July 23, 2009
‘Unnecessary Farce’ a must see
Get out the credit card because “Unnecessary Farce” is one of those shows you’ve got to see, even if you can’t afford it.
The wacky farce by Paul Slade Smith opened at Cortland Repertory Theater Wednesday to a spontaneous standing ovation by its two hour end at the Edward Jones Playhouse in Little York.
The show runs through Aug. 1 at the Dwyer Memorial Park and people who enjoy a great laugh will like this show. Two doofy cops, Dustin Charles as Eric Sheridan and Crystal Rona Peterson as Billie Dwyer, are on a quest to catch Mayor Meekly, played by Mark Bader. The mayor is trying to steal from city coffers during an interview with accountant Karen Brown, played by Morgan Reis, in a hotel room. Instead, they stumble upon a bigger caper and manage to get into all sorts of trouble, bound up, gagged, threatened, thrown into and out of closets.
“People running in and out of rooms with their clothing off hardly passes as plot,” says the mayor early on in Act I, as we watch precisely this spectacle unfold. And he’s right. But the playwright is having so much fun with his characters.
Kerby Thompson steps out of the office as producing artistic director of CRT to direct this piece, with assistant direction provided by Corrine Grover. The show is a riot from start to finish. People can call 800-427-6160 for tickets.

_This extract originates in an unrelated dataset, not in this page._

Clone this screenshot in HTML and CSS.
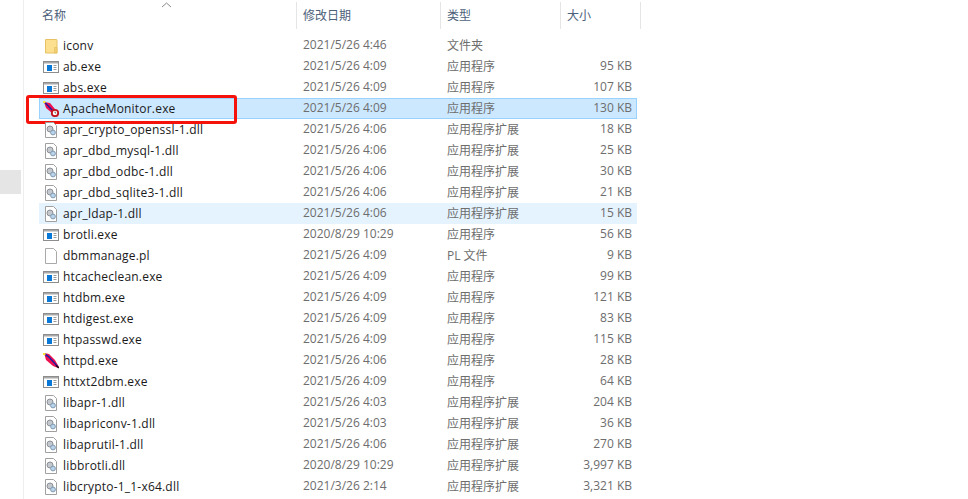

Brown tries to help expose the mayor’s financial indiscretions in one hotel room with a hidden camera, and the pair are viewed by the cops in the room next door, watching the video tape unfold. But things go awry immediately as Eric Sheridan is attracted to the accountant and the two are climbing all over each over, caught on tape while policeman Billy is looking on. That’s nothing. Agent Frank, played by Justin Theo Klose, in charge of security for the mayor, arrives to secure the room for him and winds up in bed with the accountant himself. Then the action kicks up when Scottish hit man Todd, played by Joshua Murphy, captures the cops and Brown and plans to kill them. In the meantime, the mayor’s wife, Mary, played by Erica Livingston, floats in and out, looking for the mayor, who himself manages to pop in on one of the groping couples at the most inopportune times.
Playwright Smith plays the character’s foibles to the hilt and then plops them in an unlikely scene: Eric is shy of women and here he is, unable to control his lust for the accountant. Todd has an anger issue and when he’s furious, his brogue becomes so thick you can’t understand it — so he plays that up to the hilt, yet it is understood by Billie, the fearful cop afraid of her gun who translates to all how Todd is planning to kill her.
The cast was amazing. Peterson laid out a 15-minute line in hyper speed without missing a beat. Bader and Livingston had small parts, but they played them perfectly. Murphy is wonderful with his Scottish brogue and Klose, a riot in his precise officialness. Charles and Reis are great.
The set was a perfect vehicle as we saw two sets of couples in hotel rooms side by side, often with one couple in one bed making love and another couple in bed, fighting — just as their personalities were at odds with their circumstances. This quality was constantly pushed by the playwright, making it such a successful piece.